After being noticed by a Capitol A&R representative at a show during
the 2004 CMJ music festival, Devine began the process of recording an
album with more time to work, a bigger budget, and an outside producer.
Not just any outside producer, either. “I’m a huge fan of
a lot of the stuff Rob has worked on,” says Devine. “I mean,
Elliott Smith - a really brilliant, gifted, singular voice who changed
the way I look at writing music profoundly. Working with Rob was amazing,
one of those experiences that I’ll be fifty before I’ll be
able to fully process. I made a friend, and that’s what you do this
for.”
The seven weeks spent recording at Sunset Sound and Sound Factory in
Los Angeles marked an entirely new approach for the young artist. “We
really ripped the songs apart and put things back together and that was
really a wonderful, new thing for me,” he says. “I always
thought my lyrics were really untouchable, they’re so close to home
for me. So the first time Rob said ‘What if we took out this couplet?,’
and I did it, and it made the song better, I thought, ‘Well, this
is why you’re here.’”
As Put Your Ghost to Rest came together, Devine realized that there
was a through line that was emerging. He knew that he wanted to open the
album with the confessional “Brooklyn Boy,” a song that he
wrote during last year’s Hotel Café tour. “I was trying
to figure out a way to be unflinching about some of the experiences I
had, friendships that dissolved and my role in that,” he says. “After
that, it moves almost chronologically to the last song, ‘Heaven
Bound & Glory Be,’ which is about someone looking around and
taking stock and being really afraid of what their government is up to
- that if there’s a breakdown of civility in government, it trickles
down to everyday life. That song ends with cautious optimism, trying to
find something in the most basic level of relating to one other person.”
All but one of the songs on the album were written before going into
the studio, but that final addition proved to be critical. “’Go
Haunt Someone Else’ was the last one we put on,” Devine says.

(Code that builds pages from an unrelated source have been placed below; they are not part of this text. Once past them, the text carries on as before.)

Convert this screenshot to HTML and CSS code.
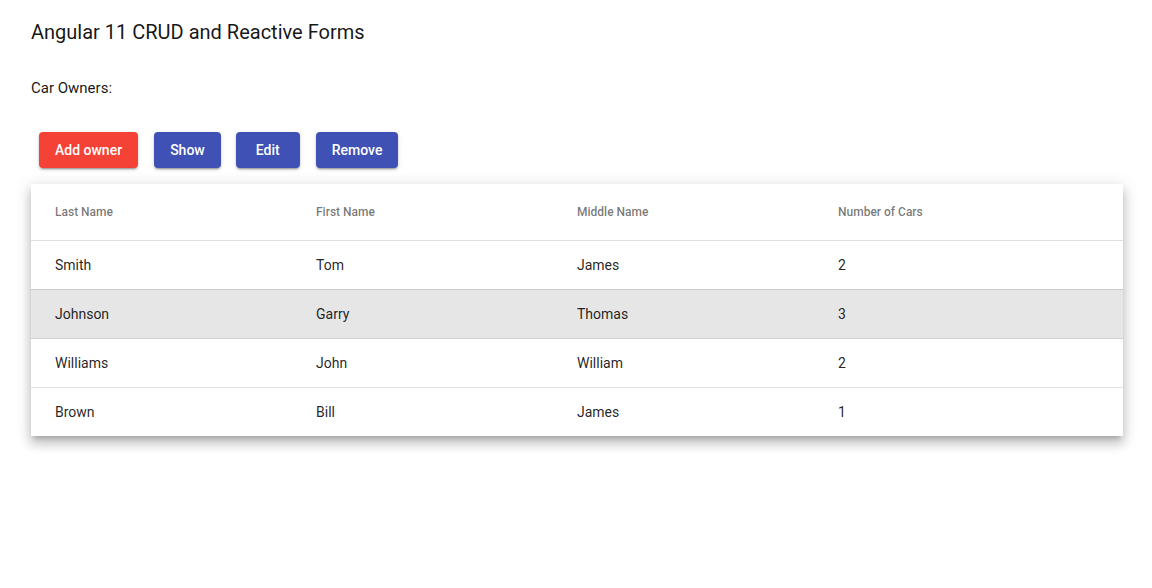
FILE: index.html
```html
<!DOCTYPE html>
<html>
<head>
<meta charset="utf-8">
<link rel="stylesheet" href="styles.css">
</head>
<body>
<div class="page">
  <h2 class="title">Angular 11 CRUD and Reactive Forms</h2>
  <p class="subtitle">Car Owners:</p>
  <div class="actions">
    <button class="btn btn-warn">Add owner</button>
    <button class="btn btn-primary">Show</button>
    <button class="btn btn-primary btn-edit">Edit</button>
    <button class="btn btn-primary">Remove</button>
  </div>
  <div class="card">
    <table class="table">
      <thead>
        <tr class="head-row">
          <th>Last Name</th><th>First Name</th><th>Middle Name</th><th>Number of Cars</th>
        </tr>
      </thead>
      <tbody>
        <tr class="row"><td>Smith</td><td>Tom</td><td>James</td><td>2</td></tr>
        <tr class="row selected"><td>Johnson</td><td>Garry</td><td>Thomas</td><td>3</td></tr>
        <tr class="row"><td>Williams</td><td>John</td><td>William</td><td>2</td></tr>
        <tr class="row last"><td>Brown</td><td>Bill</td><td>James</td><td>1</td></tr>
      </tbody>
    </table>
  </div>
</div>
</body>
</html>
```

FILE: styles.css
```css
* { box-sizing: border-box; }
html, body { height: 100%; }
body {
  margin: 0;
  font-family: Roboto, "Helvetica Neue", sans-serif;
  color: rgba(0,0,0,0.87);
  background: #fff;
}
.page {
  min-height: 100%;
  padding: 16px 29px 40px 31px;
}
.title {
  margin: 0;
  font-size: 20px;
  font-weight: 400;
  line-height: 32px;
  color: rgba(0,0,0,0.92);
}
.subtitle {
  margin: 30px 0 0;
  font-size: 15px;
  line-height: 20px;
  color: rgba(0,0,0,0.92);
}
.actions {
  display: flex;
  margin-top: 26px;
  padding: 8px 0;
}
.btn {
  margin: 0 8px;
  min-width: 64px;
  height: 36px;
  padding: 0 16px;
  border: none;
  border-radius: 4px;
  font-family: Roboto, "Helvetica Neue", sans-serif;
  font-size: 14px;
  font-weight: 500;
  color: #fff;
  box-shadow: 0 3px 1px -2px rgba(0,0,0,.2), 0 2px 2px 0 rgba(0,0,0,.14), 0 1px 5px 0 rgba(0,0,0,.12);
}
.btn-edit { margin-left: 7px; }
.btn-warn { background: #f44336; }
.btn-primary { background: #3f51b5; }
.card {
  margin-top: 8px;
  width: 1092px;
  background: #fff;
  box-shadow: 0 5px 5px -3px rgba(0,0,0,.2), 0 8px 10px 1px rgba(0,0,0,.14), 0 3px 14px 2px rgba(0,0,0,.12);
}
.table {
  width: 100%;
  border-collapse: collapse;
  border-spacing: 0;
  table-layout: fixed;
}
.table th, .table td {
  text-align: left;
  padding: 0;
  border-bottom: 1px solid rgba(0,0,0,0.12);
}
.table th:first-child, .table td:first-child { padding-left: 24px; width: 285px; }
.table th:last-child, .table td:last-child { padding-right: 24px; width: 285px; }
.head-row th {
  height: 56px;
  font-size: 12px;
  font-weight: 500;
  color: rgba(0,0,0,0.54);
}
.row td {
  height: 49px;
  font-size: 14px;
}
.row.selected { background: #e6e6e6; }
.row.selected td { border-bottom-color: #cfcfcf; }
.row.last td { border-bottom: none; }
```
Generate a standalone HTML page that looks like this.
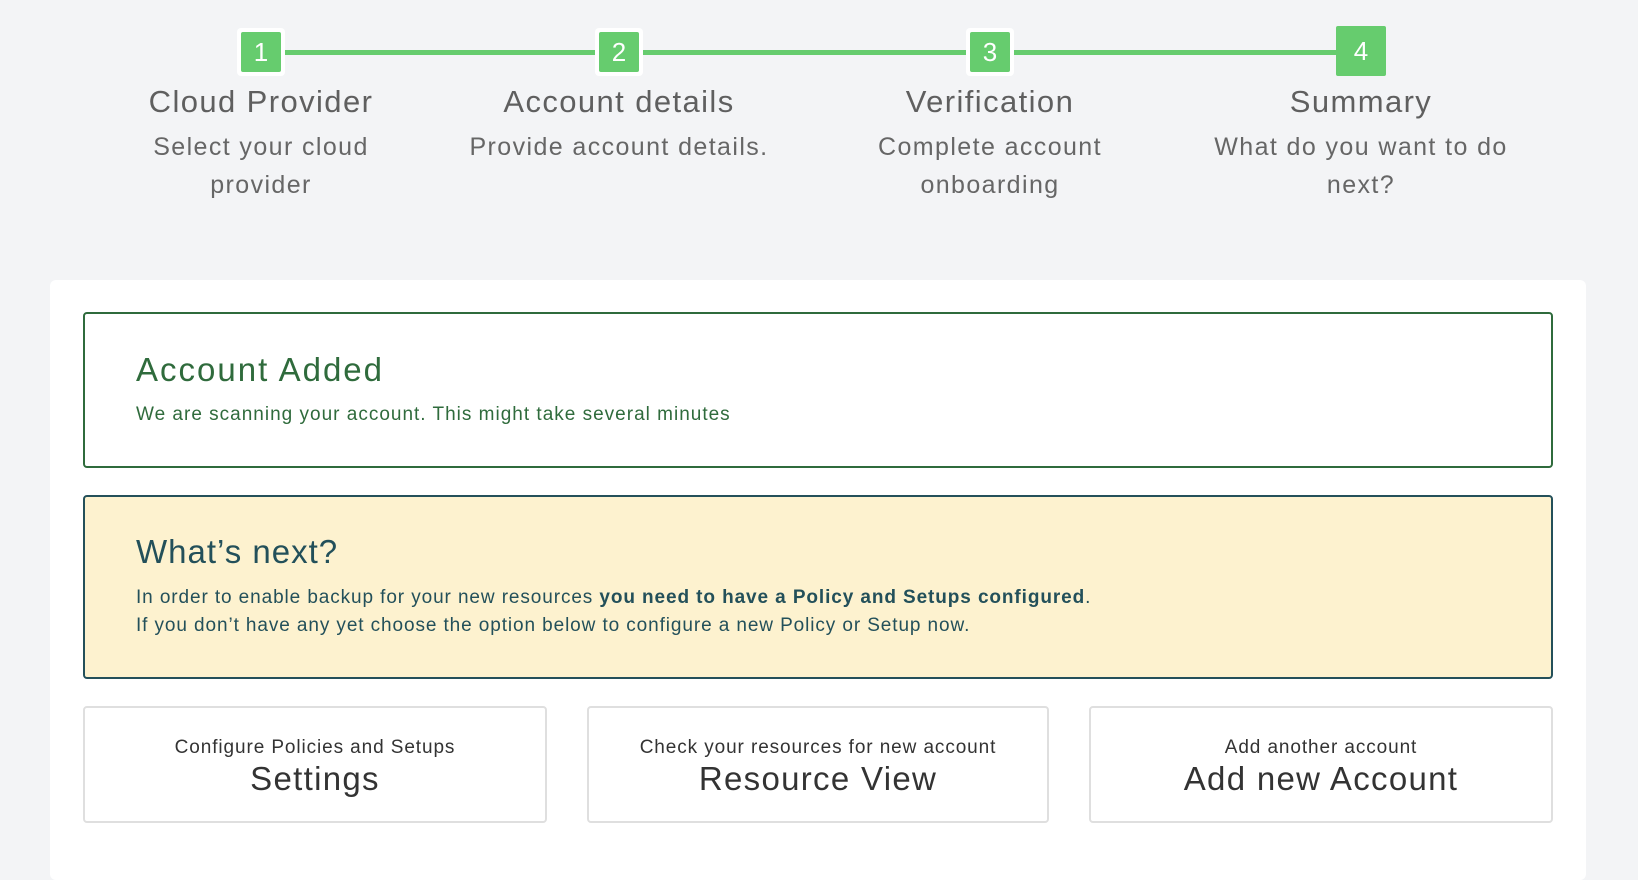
<!DOCTYPE html>
<html><head><meta charset="utf-8"><style>
*{margin:0;padding:0;box-sizing:border-box}
body{width:1638px;height:860px;background:#f3f4f6;font-family:"Liberation Sans",sans-serif;position:relative;overflow:hidden}
.line{position:absolute;top:50px;height:5px;background:#66cc6e;left:261px;width:1100px}
.box{position:absolute;top:28px;width:48px;height:48px;background:#fff;border-radius:4px;display:flex;align-items:center;justify-content:center}
.box span{width:40px;height:40px;background:#66cc6e;color:#fff;font-size:26px;display:flex;align-items:center;justify-content:center;border-radius:2px}
.step{position:absolute;top:81px;width:380px;margin-left:-190px;text-align:center;color:#666}
.step h3{font-weight:normal;font-size:31px;color:#5f5f5f;height:42px;line-height:42px;letter-spacing:1.4px}
.step p{font-size:25px;line-height:38px;margin-top:5px;letter-spacing:1.4px}
.card{position:absolute;left:50px;top:280px;width:1536px;height:600px;background:#fff;border-radius:6px}
.added{position:absolute;left:83px;top:312px;width:1470px;height:156px;border:2px solid #2f6b3c;border-radius:4px;color:#2f6b3c}
.added h2{position:absolute;left:51px;top:37px;font-size:33px;font-weight:normal;letter-spacing:2px}
.added p{position:absolute;left:51px;top:90px;font-size:19px;letter-spacing:1px}
.next{position:absolute;left:83px;top:495px;width:1470px;height:184px;border:2px solid #24505a;border-radius:4px;background:#fdf2cf;color:#23505a}
.next h2{position:absolute;left:51px;top:36px;font-size:33px;font-weight:normal;letter-spacing:1px}
.next p{position:absolute;left:51px;font-size:19px;letter-spacing:0.9px;white-space:nowrap}
.btn{position:absolute;top:706px;height:117px;border:2px solid #dfdfdf;border-radius:4px;text-align:center;color:#333}
.btn small{display:block;font-size:19px;margin-top:29px;letter-spacing:0.9px}
.btn b{display:block;font-size:33px;font-weight:normal;margin-top:1px;letter-spacing:1.3px}
</style></head><body>
<div class="line"></div>
<div class="box" style="left:237px"><span>1</span></div>
<div class="box" style="left:595px"><span>2</span></div>
<div class="box" style="left:966px"><span>3</span></div>
<div class="box" style="left:1336px;top:26px;width:50px;height:50px;background:#66cc6e"><span style="width:50px;height:50px">4</span></div>
<div class="step" style="left:261px;width:340px;margin-left:-170px"><h3>Cloud Provider</h3><p>Select your cloud<br>provider</p></div>
<div class="step" style="left:619px"><h3>Account details</h3><p>Provide account details.</p></div>
<div class="step" style="left:990px;width:340px;margin-left:-170px"><h3>Verification</h3><p>Complete account<br>onboarding</p></div>
<div class="step" style="left:1361px"><h3>Summary</h3><p>What do you want to do<br>next?</p></div>
<div class="card"></div>
<div class="added"><h2>Account Added</h2><p>We are scanning your account. This might take several minutes</p></div>
<div class="next"><h2>What’s next?</h2>
<p style="top:90px">In order to enable backup for your new resources <b>you need to have a Policy and Setups configured</b>.</p>
<p style="top:118px">If you don’t have any yet choose the option below to configure a new Policy or Setup now.</p></div>
<div class="btn" style="left:83px;width:464px"><small>Configure Policies and Setups</small><b>Settings</b></div>
<div class="btn" style="left:587px;width:462px"><small>Check your resources for new account</small><b>Resource View</b></div>
<div class="btn" style="left:1089px;width:464px"><small>Add another account</small><b>Add new Account</b></div>
</body></html>
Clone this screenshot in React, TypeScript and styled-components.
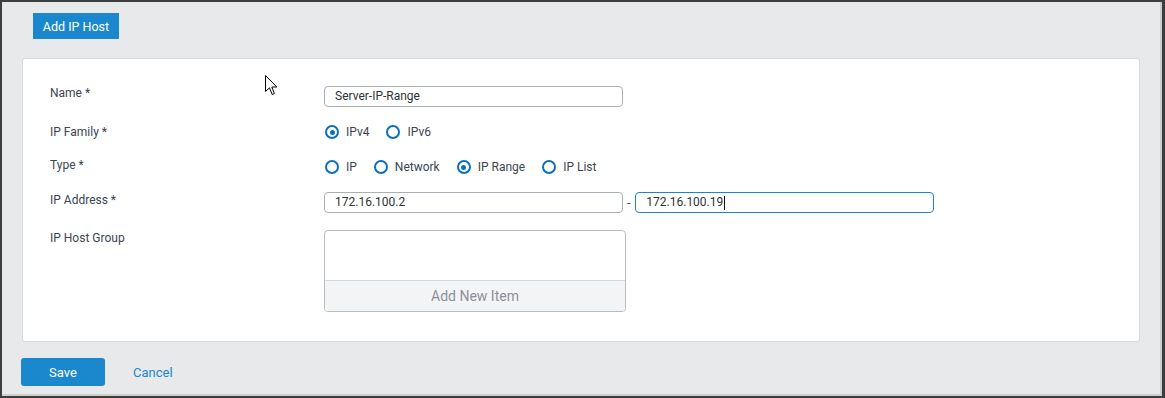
import React from "react";
import styled, { createGlobalStyle } from "styled-components";

const GlobalStyle = createGlobalStyle`
  body {
    margin: 0;
    font-family: Roboto, "Liberation Sans", sans-serif;
  }
`;

const Frame = styled.div`
  position: relative;
  box-sizing: border-box;
  width: 1165px;
  height: 398px;
  display: flex;
  flex-direction: column;
  padding: 11px 22px 0 19px;
  background: #e8e9eb;
  border-top: 2px solid #3e3e3e;
  border-left: 2px solid #3e3e3e;
  border-right: 3px solid #3e3e3e;
  border-bottom: 2px solid #3e3e3e;
  box-shadow: inset -2px -2px 0 #cdced0;
`;

const Toolbar = styled.div`
  display: flex;
  padding-left: 12px;
`;

const Button = styled.button<{ $size: "header" | "save" }>`
  box-sizing: border-box;
  border: none;
  padding: 0;
  font-family: inherit;
  font-size: ${({ $size }) => ($size === "header" ? "12.5px" : "13px")};
  color: #ffffff;
  background: #1b87cd;
  cursor: pointer;
  width: ${({ $size }) => ($size === "header" ? "86px" : "84px")};
  height: ${({ $size }) => ($size === "header" ? "26px" : "28px")};
  border-radius: ${({ $size }) => ($size === "header" ? "0" : "3px")};
`;

const Card = styled.div`
  margin: 19px 0 0 1px;
  background: #ffffff;
  border: 1px solid #dadbdd;
  border-radius: 3px;
  padding: 27px 0 29px 27px;
  display: flex;
  flex-direction: column;
`;

const Row = styled.div<{ $gap?: number }>`
  display: grid;
  grid-template-columns: 274px auto;
  align-items: start;
  margin-top: ${({ $gap }) => $gap ?? 0}px;
`;

const Label = styled.div<{ $shift?: number }>`
  font-size: 12px;
  line-height: 16px;
  color: #3b4552;
  margin-top: ${({ $shift }) => $shift ?? 0}px;
`;

const Controls = styled.div`
  display: flex;
  align-items: center;
`;

const RadioGroup = styled.div`
  display: flex;
  align-items: center;
  height: 20px;
  gap: 17px;
  padding-left: 1px;
`;

const RadioItem = styled.label`
  display: flex;
  align-items: center;
  gap: 7px;
  font-size: 12px;
  color: #3b4552;
`;

const RadioCircle = styled.span<{ $checked?: boolean }>`
  box-sizing: border-box;
  width: 14px;
  height: 14px;
  border: 2px solid #0b6fbf;
  border-radius: 50%;
  display: flex;
  align-items: center;
  justify-content: center;
  &::after {
    content: "";
    width: 5px;
    height: 5px;
    border-radius: 50%;
    background: ${({ $checked }) => ($checked ? "#0b6fbf" : "transparent")};
  }
`;

const Field = styled.div<{ $focused?: boolean }>`
  box-sizing: border-box;
  width: 299px;
  height: 21px;
  padding: 0 10px;
  border: 1px solid ${({ $focused }) => ($focused ? "#1a86cc" : "#a8afb7")};
  border-radius: 4px;
  font-size: 12px;
  line-height: 19px;
  color: #2e3338;
  display: flex;
  align-items: center;
`;

const Caret = styled.span`
  display: inline-block;
  width: 1px;
  height: 14px;
  background: #111111;
  margin-left: 1px;
`;

const Dash = styled.span`
  font-size: 12px;
  color: #3b4552;
  margin: 0 5px 0 4px;
`;

const GroupBox = styled.div`
  box-sizing: border-box;
  width: 302px;
  height: 82px;
  border: 1px solid #b6bcc2;
  border-radius: 4px;
  display: flex;
  flex-direction: column;
  overflow: hidden;
`;

const GroupList = styled.div`
  flex: 1;
`;

const AddItem = styled.div`
  height: 30px;
  border-top: 1px solid #d6d9dc;
  background: #f3f4f6;
  display: flex;
  align-items: center;
  justify-content: center;
  font-size: 14px;
  color: #8c9096;
`;

const Footer = styled.div`
  display: flex;
  align-items: center;
  margin-top: 16px;
`;

const CancelLink = styled.a`
  margin-left: 28px;
  font-size: 13px;
  color: #1a87cd;
  text-decoration: none;
  cursor: pointer;
`;

const Pointer = styled.svg`
  position: absolute;
  left: 263px;
  top: 73px;
`;

const Radio = ({ label, checked }: { label: string; checked?: boolean }) => (
  <RadioItem>
    <RadioCircle $checked={checked} />
    {label}
  </RadioItem>
);

const App = () => {
  return (
    <>
      <GlobalStyle />
      <Frame>
        <Toolbar>
          <Button $size="header">Add IP Host</Button>
        </Toolbar>
        <Card>
          <Row>
            <Label $shift={-1}>Name *</Label>
            <Field>Server-IP-Range</Field>
          </Row>
          <Row $gap={15}>
            <Label $shift={2}>IP Family *</Label>
            <RadioGroup>
              <Radio label="IPv4" checked />
              <Radio label="IPv6" />
            </RadioGroup>
          </Row>
          <Row $gap={15}>
            <Label>Type *</Label>
            <RadioGroup>
              <Radio label="IP" />
              <Radio label="Network" />
              <Radio label="IP Range" checked />
              <Radio label="IP List" />
            </RadioGroup>
          </Row>
          <Row $gap={15}>
            <Label>IP Address *</Label>
            <Controls>
              <Field>172.16.100.2</Field>
              <Dash>-</Dash>
              <Field $focused>
                172.16.100.19
                <Caret />
              </Field>
            </Controls>
          </Row>
          <Row $gap={17}>
            <Label>IP Host Group</Label>
            <GroupBox>
              <GroupList />
              <AddItem>Add New Item</AddItem>
            </GroupBox>
          </Row>
        </Card>
        <Footer>
          <Button $size="save">Save</Button>
          <CancelLink>Cancel</CancelLink>
        </Footer>
        <Pointer width="13" height="21" viewBox="0 0 13 21">
          <path
            d="M0.5 0.5 V16.5 L4.5 12.8 L7.2 19.5 L9.4 18.5 L6.8 12 H11.8 Z"
            fill="#ffffff"
            stroke="#000000"
            strokeWidth="1"
          />
        </Pointer>
      </Frame>
    </>
  );
};

export default App;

“I liked the song, but I wasn’t sure because, though no one
else will know the person it’s about, that person will. Part of
what I’ve been doing for the last year is try to put things to rest,
and this song was pretty abrasive. But one thing I love about Elliott
Smith or Dylan is that ability to kill you in a lyric but have it sound
so inviting.
“When we did the demo and it started to become a song, it became
the centerpiece of the record, even though it was the last thing I put
on. It sort of tied the whole record together – after starting off
as an afterthought.”
While many of the songs on Ghost are more personal and inward-looking,
some of Devine’s writing also addresses political and social themes,
reflecting the madness and uncertainty of our time. “I wrote ‘The
Burning City Smoking’ during the (New York City) transit strike,”
he says. “That song was a person sticking his head up and saying,
‘Oh, I’m not just self-involved and crazy inside - the world
has gone nuts, too.’ I was always very abstractly political. I listened
to punk rock records and thought I could punch my time card. And then
all this shit in the world made me have to sit up and pay attention –
and that’s a good thing. It’s a scary time, so why ignore
it?”
In the last few years, Kevin Devine has toured extensively alongside
a wide range of artists. This work demonstrates the widespread appeal
and breadth of his songs – the potential now being focused and realized
on Putting the Ghost to Rest. This stage experience has also helped reshape
some of his thinking.
“Coming up in the hardcore scene in Staten Island, where I grew
up, we always cultivated a real us-against-them thing,” he says,
“and I’ve learned that’s really narrow and defeatist.
I learned that I can go and play with these different kinds of people
- with Corinne Bailey Rae or Cursive and Bright Eyes or Brand New or the
Hotel Café dudes - and I’m lucky I can do that. You just
do your thing, present yourself your way, and you’ll be fine.”